当然也存在着一些问题,回春同志所举述的一些便都是。但集中起来看,也不过是:在这个新的时代中,如何使专以制敌于死命的小品文,正确对待人民的内部矛盾;这,确实是一个未曾解决的问题。但这又何止于小品文的范围呢?所以,我以为还不能以此就断定说小品文面临了新的危机。

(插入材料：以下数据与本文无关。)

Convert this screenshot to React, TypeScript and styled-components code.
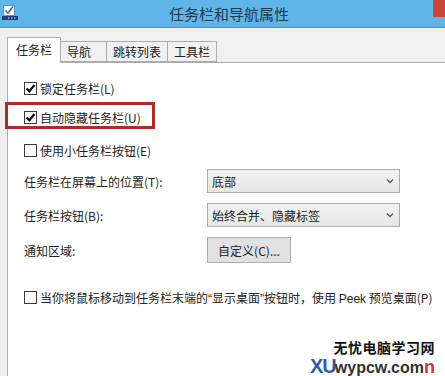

在敌我斗争的年代,是敌我的矛盾,彼此之间壁垒分明,比较容易看得出来,并且有些作者“因为从旧垒中来,情形看得较为分明,反戈一击,易制强敌的死命。”(鲁迅:“写在‘坟’后面”)虽然,老爷们想把他变为“小摆设”,国民党御用文人也极力排斥小品文,不算作文坛正品,特务机关捕捉小品文作者;但小品文毕竟是坚持了下来,并且在国民党反动统治的高压下,同读者一道杀出了一条生路,创造了光辉的业绩。
但是,到了现在,正如同鲁迅先生曾指出过的:“跟着起来便该不同了,倘非天纵之圣,积习当然也不能顿然荡除,但总得更有新气象。”这虽然只是针对写作方法而言,但其意义的深远,当不止于写作方法的罢。然而,这绝不是意味着使小品文变锋利为钝滞,转辛辣为雍容,由活泼而呆板,从战斗的利器一变而为赏玩性灵的东西。恰巧相反,战斗的锐气是不能减弱的。因为那样一来,小品文的生命怕也就完结了。
既要“和现在的切帖,而且生动,泼刺,有益,而且也能移人情”,又要掌握住分寸,毁誉得当,恰到好处,这要求之高是不必多说的了。也应当如此要求:锋利的武器固然可以制敌于死命,但用的不得当也会误伤了自己的。
可是,我们真正有修养的作者有多少呢:怕是不能以百计的吧?因此,我认为:假如说今天有危机的话,这危机首先不在于客观,主要的倒是在作者的主观上。正如胃弱的人不能吃硬东西一样,没有相当修养的作者,也是不能轻易使用这“匕首”的。纵使偶一用之,耍不了三招两式,不是使朋友受伤,便是使自己破皮的。所以,关于小品文作者的修养问题,历来就非常的被重视。例如使小品文作者具有坚定的立场,分明的爱憎,渊博的知识,精湛的技巧等等。
有人说:“今天,鲁迅如果还活着,他也会用他的杂文很好地对待人民内部矛盾的。”这是极其中肯的有识之见。为什么?鲁迅先生渊博,而我们则浅薄。所以,我认为:努力提高小品文作者的修养,造就出几个有出息的作者,倒是极其切要的事情。
但这造就和培养必须是在创作实践中,一面学,一面写,一面写,一面学。起初是说不定要犯错误甚至是碰壁的,但是,“错误常常是正确的先导”,只要善于学习,就可以提高。没有几个坚实的作者,空喊“危机”是无补于事的。
同时,也要吁请各方面谅解小品文的“苦衷”,了解小品文的特性。小品文充其量也不过是一把“匕首”,恰如垦荒,镰刀是只能割草的,至于耕耘,那是拖拉机的事。正不必强要它来作力所不及的事。